Profesor de procesos comerciales
alquezardavid@gmail.com
“El psicólogo se atusó la perilla blanqueada por la edad y mantuvo una mirada tensa con su paciente. En silencio, y con la entrenada mirada enigmática que dan los años de experiencia, inquirió:
-¿Qué harías si no tuvieras miedo?
– Si no tuviera miedo, creo que no haría muchas más cosas – respondió el paciente – porque seguramente me sentiría culpable.”
El miedo y la culpa. Dos caras de la misma moneda que condicionan al ser humano. Nuestras raíces occidentales se ahondan en más de 2000 años, regadas por religiones surgidas de la moral judeo – cristiana, donde el miedo y la culpa eran dos pilares necesarios para embridar a la sociedad. Han formado parte de la correa de transmisión de los valores hasta nuestros días, influyéndonos a la hora de consumir.
Entender la culpa vende mucho. Entender la culpa que siente una madre cuando tiene que ir a trabajar y no puede estar con su niño, vende. Hace 200 años quizá podía expiarse la culpa andando descalzo en una procesión, pero hoy en día el sacrificio que limpia la conciencia consiste en consumir. El gasto en los niños (ropas, juguetes, caprichos, etc…) ha ido en aumento a medida que la mujer se ha ido incorporando al mercado laboral. La evolución de la familia tradicional de hace 40 años a la actual, donde los divorcios están al orden del día, también ha hecho que se sustituya la presencia de algún progenitor con regalos por la culpabilidad. No en vano existe el “niño hiperregalado”.

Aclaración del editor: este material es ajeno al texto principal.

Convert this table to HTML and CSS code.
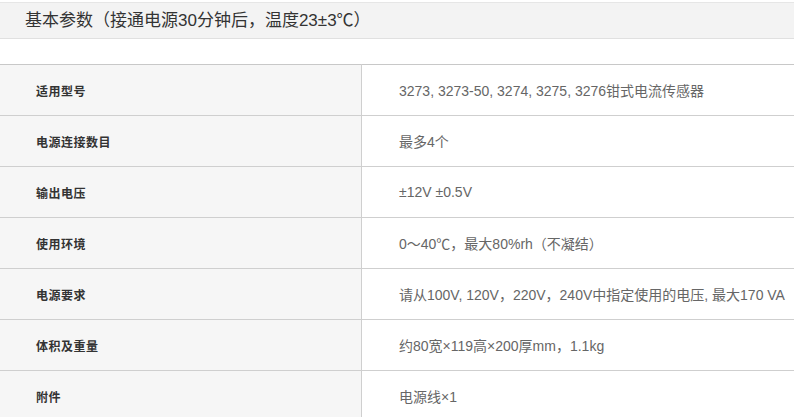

Un estudio de Martin Lindstrom publicado en ‘Small Data’ concluye que ir a McDonalds en Europa supone una reconexión de padres a hijos, padres que tienen en común que ambos progenitores pasan poco tiempo con su hijo. Porque los tiempos evolucionan más rápido que nuestra impronta (evolutiva, biológica, genética) que aún nos queda de aquellas tribus cavernícolas comunitarias.
Les sitúo ahora en los años 50 en EEUU. Una marca de alimentación lanza al mercado un producto donde juntando los ingredientes que ponían en los sobres de la caja salía una tarta de manera sencilla y rápida. Fue un fracaso, no encajó en la mentalidad de las amas de casa. Los focus group concluyeron que las mujeres no compraban porque se sentían culpables de no aportar nada. Era demasiado fácil. La marca reaccionó quitando algún ingrediente y mandando algún trabajo a las amas de casa, como batir huevos, o montar nata… las implicó en el proceso productivo y les dio responsabilidad, y entonces si empezaron a vender. La culpa se atenuó.
Pero la culpa es un arma de doble filo, las personas necesitamos momentos de “permitirnos” sin sentirnos culpables. En vacaciones nos permitimos unos excesos que no hacemos durante el año sin sentirnos mal. Cuando volvemos en Septiembre, o cuando pasa Navidad, expiamos nuestra culpa en el gimnasio, o en productos dietéticos.
Son necesarias vías de escape, momentos donde no sentirnos culpables, y los expertos en marketing lo saben… Mensajes que se pueden resumir en “Tómate un respiro” “Date un capricho” “Tu desconexión diaria”, “Lo mereces”… breves y sencillos momentos de “permiso”.
Y es que bien gestionada, la culpabilidad es la emoción “gallina de los huevos de oro” en marketing porque es exportable a cualquier plano: al cambio climático para vender coches eléctricos, a nuevas sensibilidades de género, a culpas colectivas, o a lo que quieran… Si les apetece reflexionar ¿Qué NO comprarían si no sintieran culpa?